Thursday, January 22, 2015


Actor/Director/Author/Activist HILL HARPER covers the new issue of ROLLING OUT!!!

Here are some interview highlights:

Let’s start off by discussing The Boy Next Door. How were you introduced to this film?

 Rob Cohen directed me in a movie called The Skull years ago. He’s a great director. He also did the first Fast and Furious film and he’s also done Triple X. He called and said, “there is a role in this movie with Jennifer Lopez. We’re shooting this movie quick. Do you want to come down and knock it out?” I was like, “absolutely.” It’s a fun movie and it’s great to be back on the big screen.

How was it working with Jennifer Lopez?

 It was wonderful working with Jennifer. She’s a professional. I think she’s super talented. Obviously, she’s beautiful. I think people are really going to enjoy this film. You get to see her in a light that maybe you haven’t seen in a while. She takes some risks and I think it’s going to be pretty special.

Along with promoting your books, you have been active with the Manifest Your Destiny Foundation. What are some of the issues that your organization is tackling?

 Manifest Your Destiny is my foundation that I founded after my first book, Letters to a Young Brother. I [named] it after the subtitle of that book. We have a summer empowerment academy that we’ve been working on in Los Angeles for the past six years. Now, we’re finally expanding it nationally. We’re going to also bring it to D.C., then we hope to scale it out as we build capacity in Chicago, Charlotte, [North Carolina], and other cities. We’re happy to be of service. We really want to deal with the drop out crisis. There’s an inextricable link between dropout rates and incarceration rates. We want kids to stay in school. We want to encourage them and give them the tools to do that. So many people say “stay in school,” but no one ever tells the young person why. Our program is the why. We talk about the reasons they should stay in school and the benefits for staying in school. Not only staying in school, but excelling in school.

What inspired you to write your latest book, Letters to an Incarcerated Brother?

 When my first book, Letters to a Young Brother, was released, a lot of juvenile judges were assigning my book to inmates and having them write book reports. The judges began to send me the reports and I began receiving letters from young inmates. When I dug deeper, I realized how much incarceration is affecting our community. If you come out of jail with a felony on your record, it’s almost impossible to get a job. There are so many hurdles. I felt this was an area where we can have an impact. It’s the most important book that I have written to date.

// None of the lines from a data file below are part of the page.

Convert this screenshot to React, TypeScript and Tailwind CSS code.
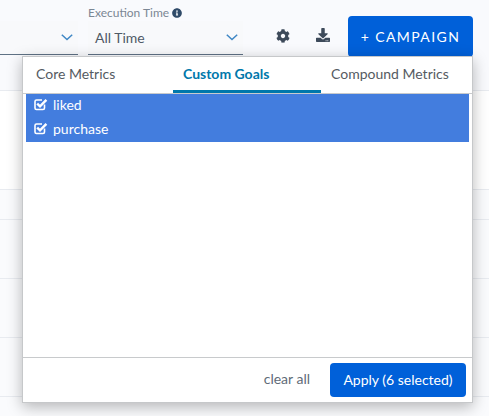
import { FaCog, FaDownload, FaInfoCircle } from "react-icons/fa";

function Chevron() {
  return (
    <svg width="12" height="7" viewBox="0 0 12 7" fill="none" className="text-[#3f87c5]">
      <path d="M.8.8L6 5.6L11.2.8" stroke="currentColor" strokeWidth="1.5" />
    </svg>
  );
}

function Check() {
  return (
    <svg width="14" height="13" viewBox="0 0 14 13" fill="none" className="shrink-0">
      <path d="M10.5 6.5V10a1.5 1.5 0 0 1-1.5 1.5H2.5A1.5 1.5 0 0 1 1 10V3.5A1.5 1.5 0 0 1 2.5 2H8" stroke="white" strokeWidth="1.6" />
      <path d="M3.2 5.6L6 8.3L12.4 1.8" stroke="white" strokeWidth="2.4" />
    </svg>
  );
}

function Select({ width, label, value }: { width: string; label?: boolean; value?: string }) {
  return (
    <div className={`flex flex-col ${width}`}>
      <div className="flex h-[21px] items-end gap-[3px] pb-[1px] text-[12px] leading-[15px] text-[#7b8794]">
        {label && (
          <>
            <span>Execution Time</span>
            <FaInfoCircle className="mb-[2px] h-[10px] w-[10px] text-[#2f4a68]" />
          </>
        )}
      </div>
      <div className="flex h-[34px] items-center justify-between border-b border-[#5f7285] bg-[#f8f9fb] pb-[1px] pl-[7px] pr-[5px]">
        <span className="text-[14px] text-[#4f5a66]">{value}</span>
        <Chevron />
      </div>
    </div>
  );
}

const rows = ["h-[99px]", "h-[30px]", "h-[59px]", "h-[59px]", "h-[59px]", "h-[20px]"];

export default function App() {
  return (
    <div className="relative h-[416px] w-[489px] overflow-hidden bg-[#f9fafd] font-['Lato','Liberation_Sans',sans-serif]">
      <div className="flex h-[90px] items-start gap-[10px] pr-[16px]">
        <Select width="w-[78px]" />
        <Select width="w-[155px]" label value="All Time" />
        <div className="ml-auto flex items-start">
          <button className="mr-[26px] mt-[29px] text-[#3d4a5a]">
            <FaCog className="h-[14px] w-[14px]" />
          </button>
          <button className="mr-[18px] mt-[28px] text-[#3d4a5a]">
            <FaDownload className="h-[14px] w-[14px]" />
          </button>
          <button className="mt-[16px] flex h-[41px] w-[125px] items-center justify-center rounded-[4px] bg-[#0060d9] text-[14px] tracking-[1.4px] text-white">
            + CAMPAIGN
          </button>
        </div>
      </div>
      <div className="flex flex-col border-t border-[#e8ebf0]">
        {rows.map((h, i) => (
          <div key={i} className={`${h} border-b border-[#e8ebf0] ${i === 0 ? "bg-white" : "bg-[#fafbfd]"}`} />
        ))}
      </div>

      <div className="absolute left-[22px] top-[56px] flex h-[347px] w-[451px] flex-col border border-[#c6c8ca] bg-white shadow-[0_4px_14px_rgba(0,0,0,0.28)]">
        <div className="flex h-[37px] shrink-0 border-b border-[#c8cacc] text-[14px] text-[#555b62]">
          <div className="flex w-[150px] items-center pb-[3px] pl-[13px]">Core Metrics</div>
          <div className="flex w-[148px] items-center border-b-[3px] border-[#0078ab] pl-[10px] font-bold text-[#0078ab]">
            Custom Goals
          </div>
          <div className="flex flex-1 items-center pb-[3px] pl-[10px]">Compound Metrics</div>
        </div>
        <div className="flex-1 px-[3px]">
          <div className="bg-[#437dde] text-[14px] text-white">
            {["liked", "purchase"].map((t) => (
              <div key={t} className="flex h-[24px] items-center gap-[5px] pb-[3px] pl-[8px]">
                <Check />
                <span>{t}</span>
              </div>
            ))}
          </div>
        </div>
        <div className="flex h-[45px] shrink-0 items-start justify-end gap-[20px] border-t border-[#c8cacc] pr-[6px] pt-[5px]">
          <span className="mt-[7px] text-[14px] leading-[17px] text-[#5f6b78]">clear all</span>
          <button className="h-[34px] w-[136px] rounded-[4px] bg-[#0060d9] pb-[2px] text-[14px] text-white">
            Apply (6 selected)
          </button>
        </div>
      </div>
    </div>
  );
}
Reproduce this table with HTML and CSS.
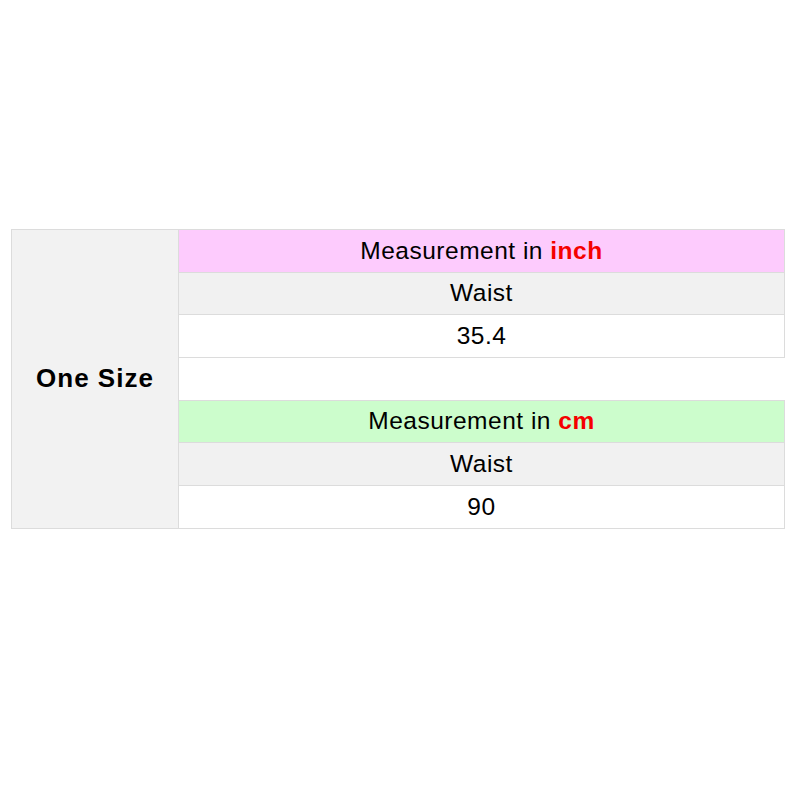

What do you tell the young person who is struggling in school or if they are looking for motivation for the future?

 I’ve recently been talking about C words. Words that begin with C. Character is number one. If you live your life with a measure of character, you can almost think about every decision you make. “What would a high character person do?” So if you model your life after that, it becomes a huge deal. The other C that I’ve been talking about is creativity. We live in a world today that if you want to be dynamic and want to make a difference, you have to be creative. That means having a creative use of technology; creative use of ideas or design; a creative use of putting together different ideas. Being creative and bringing something new to the table is critical. Then the third C word is courage. It’s one of my favorite words. The etymology or the root of that word is coeur. In French, that means heart. The idea is to bring your heart to the table, bring your courage to the table.